This is also known as the median residual lifetime.
- mixed models:
-
Factors in an analysis of variance (ANOVA) may be either
fixed or
random.
Multi-factor ANOVA models in which at least one effect is fixed
and at least one effect is random are called mixed models, especially
a two-factor factorial ANOVA in which one factor is fixed and the
other is random. A randomized block ANOVA is also usually a mixed model, since the factor
of interest is usually a fixed effect.
For two-factor factorial ANOVA, a mixed model is also referred
to as a Type III model. (If both effects are fixed, it's a Type I model,
and if both effects are random, it's a Type II model.)
Sometimes, the term mixed model is also applied to ANOVA models
in which at least one factor is a
repeated measures (within)
factor, and at least one factor is a
grouping (between) factor.
- mixture distribution:
- A mixture distribution is a distribution for
which observed values can come from one of multiple distributions.

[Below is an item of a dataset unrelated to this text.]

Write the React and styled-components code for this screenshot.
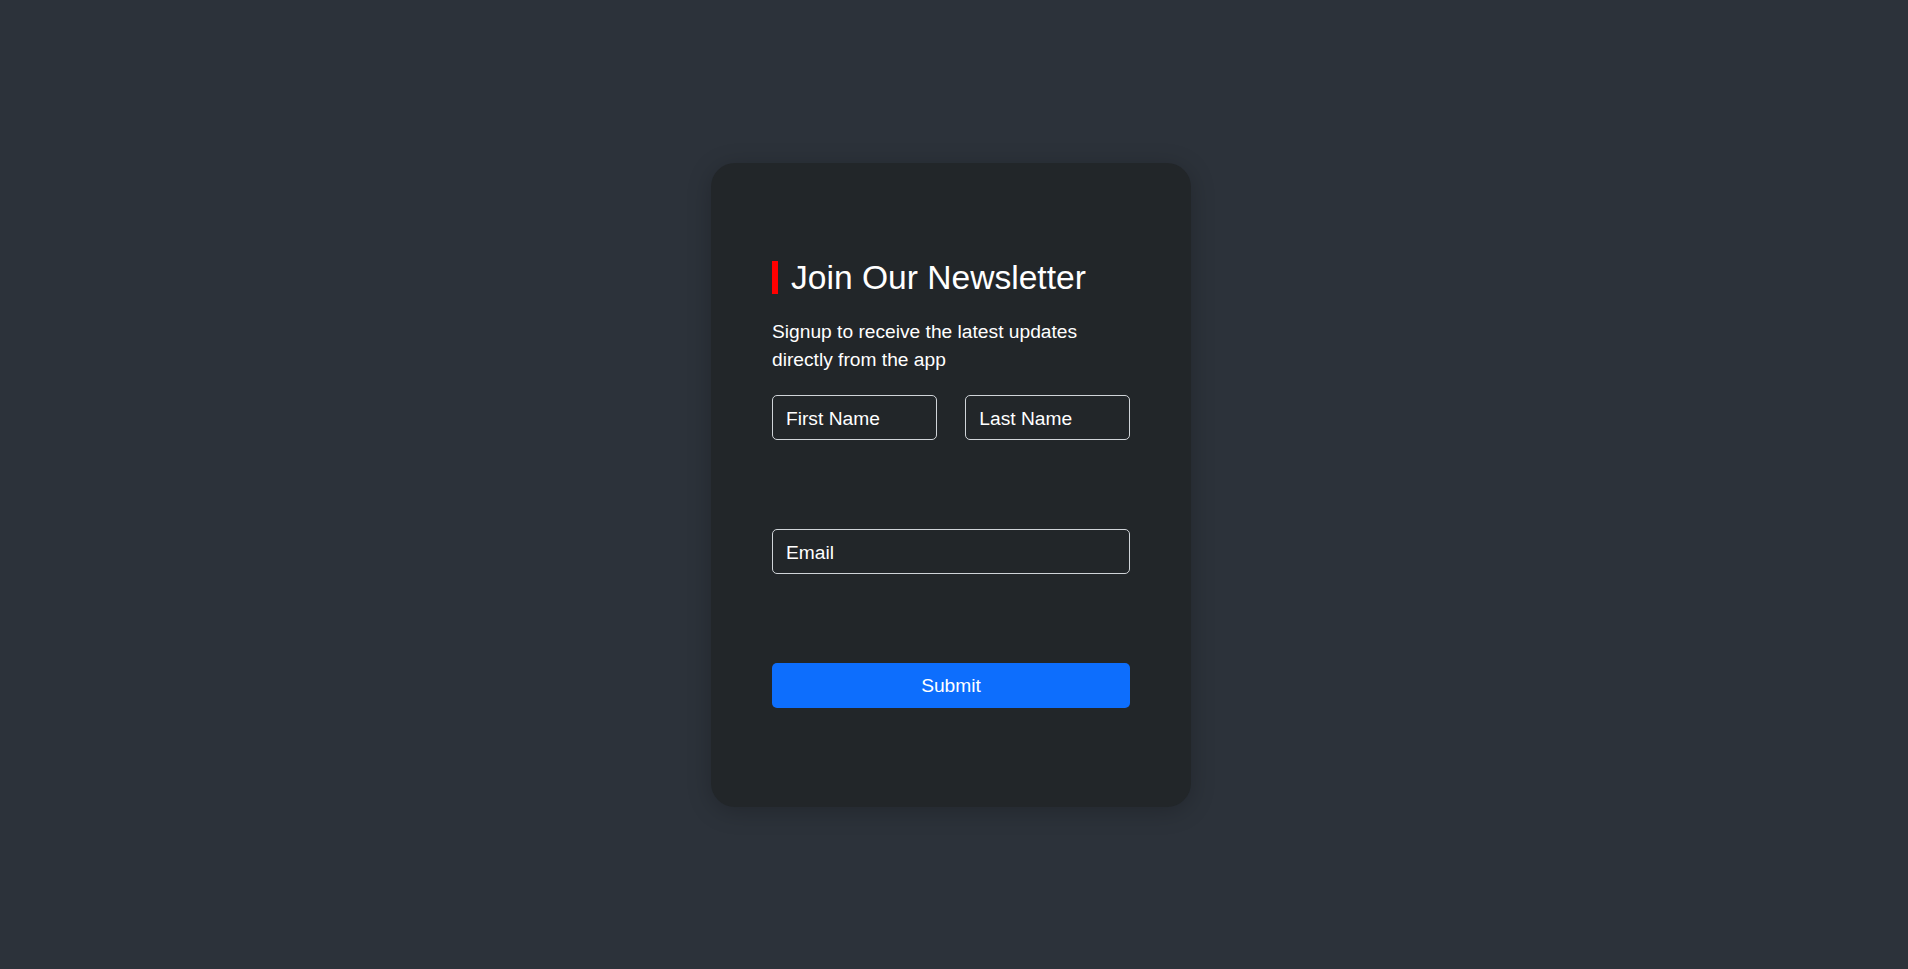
import React from "react";
import styled, { createGlobalStyle } from "styled-components";

const GlobalStyle = createGlobalStyle`
  html, body {
    margin: 0;
    padding: 0;
    background: #2c323a;
    font-family: "Liberation Sans", Arial, sans-serif;
  }
  * {
    box-sizing: border-box;
  }
`;

const Page = styled.main`
  min-height: 969px;
  display: flex;
  align-items: center;
  justify-content: center;
  padding-right: 6px;
`;

const Card = styled.form`
  width: 480px;
  height: 644px;
  padding: 98px 61px;
  background: #222629;
  border-radius: 24px;
  box-shadow: 0 4px 24px rgba(0, 0, 0, 0.22);
  display: flex;
  flex-direction: column;
  color: #ffffff;
`;

const Title = styled.h1`
  margin: 0;
  font-size: 33.6px;
  font-weight: 400;
  line-height: 1;
  height: 33px;
  border-left: 6px solid #ff0000;
  padding-left: 13px;
  white-space: nowrap;
`;

const Lead = styled.p`
  margin: 24px 0 20px;
  font-size: 19.2px;
  line-height: 28.8px;
`;

const Row = styled.div`
  display: flex;
  justify-content: space-between;
  margin-bottom: ${(p) => p.$space}px;
`;

const Field = styled.input`
  width: ${(p) => p.$width || "100%"};
  height: 45px;
  padding: 2px 13px 0;
  background: transparent;
  border: 1px solid #d0d4d8;
  border-radius: 5px;
  color: #ffffff;
  font-family: inherit;
  font-size: 19.2px;
  outline: none;
  &::placeholder {
    color: #ffffff;
    opacity: 1;
  }
`;

const SubmitButton = styled.button`
  width: 100%;
  height: 45px;
  border: none;
  border-radius: 5px;
  background: #0d6efd;
  color: #ffffff;
  font-family: inherit;
  font-size: 19.2px;
  cursor: pointer;
`;

export default function App() {
  return (
    <>
      <GlobalStyle />
      <Page>
        <Card onSubmit={(e) => e.preventDefault()}>
          <Title>Join Our Newsletter</Title>
          <Lead>Signup to receive the latest updates directly from the app</Lead>
          <Row $space={89}>
            <Field $width="46%" placeholder="First Name" />
            <Field $width="46%" placeholder="Last Name" />
          </Row>
          <Row $space={89}>
            <Field type="email" placeholder="Email" />
          </Row>
          <SubmitButton type="submit">Submit</SubmitButton>
        </Card>
      </Page>
    </>
  );
}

For example, in taking measurements of blood pressure from a population,
the distribution for males may be a normal distribution,
the distribution for females may also be a normal distribution, but if
the two normal distributions do not have the same mean and variance,
then the composite distribution is not normal.
- multicollinearity:
- In a multiple regression
with more than one X variable,
two or more X variables are collinear if they are nearly
linear combinations of each other.
Multicollinearity can make the calculations
required for the regression unstable, or
even impossible. It can also produce
unexpectedly large estimated standard errors
for the coefficients of the X variables involved.
Multicollinearity is also known as
collinearity and ill conditioning.
- multiple
comparisons:
-
An analysis of variance F test for a specific factor
tests the hypothesis that all the level means are
the same for that factor. However, if the null
hypothesis is rejected, the F test does not give
information as to which level means differ
from which other level means.
Multiplicity
issues make doing individual tests to compare
each pair of means inappropriate unless the
nominal (comparisonwise)
significance level
is adjusted to account for the number
of pairs (as in a Bonferroni method). An alternative
approach is to devise a test (such as Tukey's test)
specifically designed to keep the overall (experimentwise)
significance level at the desired value while
allowing for the comparison of all possible
pairs of means. This is a multiple comparisons test.
- multiple regression:
-
Multiple regression refers to a regression model in which the
fitted value of the response variable Y is a function of the values of one or
more predictor (X) variables. The most common form of multiple regression
is multiple linear regression,
a linear regression
model with more than one X variable.
- multiplicity of
testing:
-
Even when the
null hypothesis is true, a statistical hypothesis
test has a small probability (the preselected alpha-level or
significance level)
of falsely rejecting the null hypothesis.
With a significance level of 0.05, this could be considered
as the probability of seeing 20 come up on a 20-sided fair die.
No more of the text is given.